Rickshaw Bank in India

An initiative for alternative employment

Yvon POIRIER

02 / 2009

In India, as in many other countries, people who are uprooted from rural life where they no longer manage to survive, try to improve their situation by moving to urban areas. However, due to a lack of training and skills, they simply increase the number of people living in poverty, often in atrocious conditions. There are currently 8 million rickshaw pullers in India of whom 95 percent do not own their vehicle due to lack of funds. In India, rickshaws are modified tricycles used to transport passengers or goods. To earn a meager living, pullers are obliged to rent them on a daily basis at rates that could be considered excessive (usually controlled by a form of mafia). Out of the average daily income of 75 rupees, pullers are obliged to pay the owner 25 rupees (50 rupees is equivalent to $1 US). And as they do not have an insurance policy, they are in a vulnerable situation if an accident occurs and passengers get hurt. Generally speaking, five people live on this income.

Dr. Pradip Kumar Sarmah, Executive Director of the Centre for Rural Development and a veterinarian by profession identified this problem and tried to find a solution to help these rural people; he thought that the best way was to develop a project that allowed drivers to own their rickshaws.

The project : the Rickshaw Bank

The idea of the Rickshaw Bank was born in 2004. Following a number of trials, a system has been established since 2006 to allow self-employed workers to become independent owners of their rickshaws. In addition, the project includes many innovations:

  • A new rickshaw has been developed with the help of the India Institute of Technology using materials that are lighter and more aerodynamic

  • The new design makes it possible to install advertising, which increases revenue

  • Bank loans now exist to buy their rickshaw, with the help of a development NGO, following agreements with financial institutions and ministries

  • The loan is fully repaid within a 12 - 24 month period as pullers use a payment plan equivalent to the same amount of 25 rupees a day they used to pay previous owners

  • The loan of approximately 13,000 rupees for the rickshaw also covers money for a uniform, an identity card, a license and two-year insurance

  • Solidarity forms within the group as drivers are divided into groups of five (along the lines of loan circles in micro-finance). Every five groups (making up 25 drivers) have a garage to maintain and repair their rickshaws. This place, which is also used for families to access cooking gas, produces a sense of community and becomes a place for exchanging ideas.
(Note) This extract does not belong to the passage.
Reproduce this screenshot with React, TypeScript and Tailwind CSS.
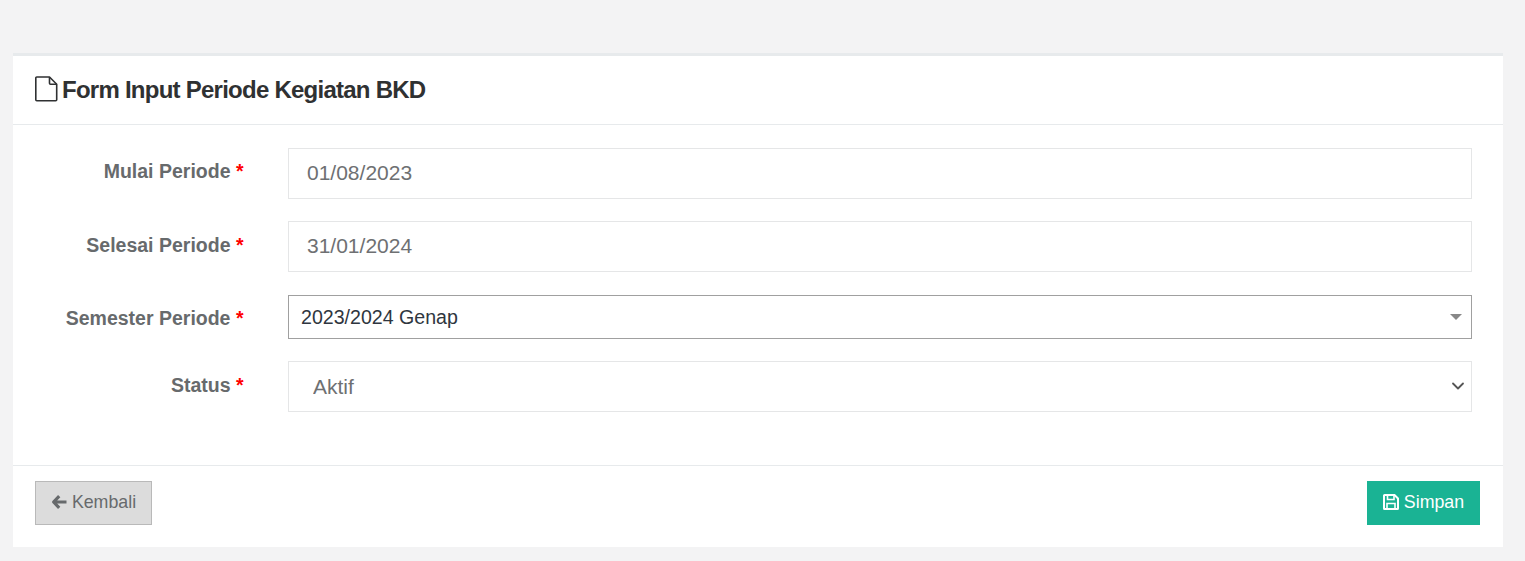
import { ChevronDown } from "lucide-react";

function FormRow({ label, labelOffset, children }: { label: string; labelOffset: string; children: React.ReactNode }) {
  return (
    <div className="flex items-start">
      <label className={`w-[230.5px] shrink-0 text-right text-[19.5px] leading-[24px] font-bold text-[#676a6c] ${labelOffset}`}>
        {label} <span className="text-[#ff0000]">*</span>
      </label>
      <div className="ml-[44.5px] flex-1">{children}</div>
    </div>
  );
}

const inputClass =
  "block h-[51px] w-full border border-[#e5e6e7] bg-white px-[18px] pb-[2px] text-[21px] text-[#6e7072] outline-none";

export default function App() {
  return (
    <div className="h-[561px] overflow-hidden bg-[#f3f3f4] px-[13px] pr-[22px] pt-[53px] font-['Liberation_Sans',Arial,sans-serif]">
      <div className="border-t-[3px] border-[#e7eaec] bg-white">
        <div className="flex h-[69px] items-center border-b border-[#e7eaec] px-[22px] pb-[2px]">
          <svg width="23" height="26" viewBox="0 0 23 26" fill="none" stroke="#2f3132" strokeWidth="1.6" className="mr-[4px] shrink-0">
            <path d="M1.8 1h12.7l7.2 7.2v15.6a1 1 0 0 1-1 1H1.8a1 1 0 0 1-1-1V2a1 1 0 0 1 1-1z" strokeLinejoin="round" />
            <path d="M14.5 1v6.2a1 1 0 0 0 1 1h6.2" strokeLinejoin="round" />
          </svg>
          <h5 className="mt-[2px] text-[24px] leading-[30px] font-bold tracking-[-0.75px] text-[#2f3132]">Form Input Periode Kegiatan BKD</h5>
        </div>

        <div className="pr-[31px] pt-[23px] pb-[53px]">
          <FormRow label="Mulai Periode" labelOffset="mt-[11px]">
            <input readOnly value="01/08/2023" className={inputClass} />
          </FormRow>
          <div className="mt-[22px]">
            <FormRow label="Selesai Periode" labelOffset="mt-[12px]">
              <input readOnly value="31/01/2024" className={inputClass} />
            </FormRow>
          </div>
          <div className="mt-[23px]">
            <FormRow label="Semester Periode" labelOffset="mt-[11px]">
              <div className="flex h-[44px] items-center justify-between border border-[#a0a0a0] bg-white pl-[12px] pr-[9px]">
                <span className="mt-[1px] text-[19.6px] text-[#2f3640]">2023/2024 Genap</span>
                <span className="mb-[1px] border-x-[6px] border-t-[6px] border-x-transparent border-t-[#888888]" />
              </div>
            </FormRow>
          </div>
          <div className="mt-[22px]">
            <FormRow label="Status" labelOffset="mt-[12px]">
              <div className="relative">
                <select defaultValue="Aktif" className={`${inputClass} appearance-none !pb-0 pl-[24px] pr-[30px]`}>
                  <option>Aktif</option>
                  <option>Tidak Aktif</option>
                </select>
                <ChevronDown className="absolute right-[4px] top-[15px] h-[20px] w-[20px] text-[#555555]" strokeWidth={2.2} />
              </div>
            </FormRow>
          </div>
        </div>

        <div className="flex h-[82px] items-start justify-between border-t border-[#e7eaec] px-[22px] pr-[23px] pt-[15px]">
          <button className="flex h-[44px] w-[117px] items-center justify-center gap-[5px] border border-[#b9b9b9] bg-[#dcdcdc] pb-[2px] text-[17.8px] text-[#676a6c]">
            <svg width="16" height="16" viewBox="0 0 16 16" fill="none" stroke="currentColor" strokeWidth="3.2" strokeLinejoin="round">
              <path d="M8.2 2.2 2.6 8l5.6 5.8M3 8h12.5" />
            </svg>
            Kembali
          </button>
          <button className="flex h-[44px] w-[113px] items-center justify-center gap-[5px] bg-[#1ab394] pb-[2px] text-[17.8px] text-white">
            <svg width="16" height="16" viewBox="0 0 16 16" fill="none" stroke="currentColor" strokeWidth="2">
              <path d="M1 1.5a.5.5 0 0 1 .5-.5h10L15 4.5V14.5a.5.5 0 0 1-.5.5h-13a.5.5 0 0 1-.5-.5z" />
              <path d="M4.5 1.5V5.5h6.5V1.5M4 15V9.5h8V15" strokeWidth="1.6" />
            </svg>
            Simpan
          </button>
        </div>
      </div>
    </div>
  );
}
More than 3000 drivers have already become owners, and there are so many requests that the Centre for Rural Development can no longer meet the demand. It is important to mention that the project received high visibility in the media, including national television and newspapers. As the project is supported by the different levels of government, and Ministers are often present at launches in new cities, public awareness of the project has increased. It is now planned to expand the project by granting franchises to other organizations throughout India.

The impact

The project is already demonstrating an impact on sustainable community development. This is true at three levels:

  • Social - improving the health of drivers and their families; better opportunities for children to go to school, improving law and order (less control by the mafia) and creation of a more positive working environment.

  • Environmental - an alternative to the use of fossil fuels (cars) and access to more environmentally friendly cooking gas.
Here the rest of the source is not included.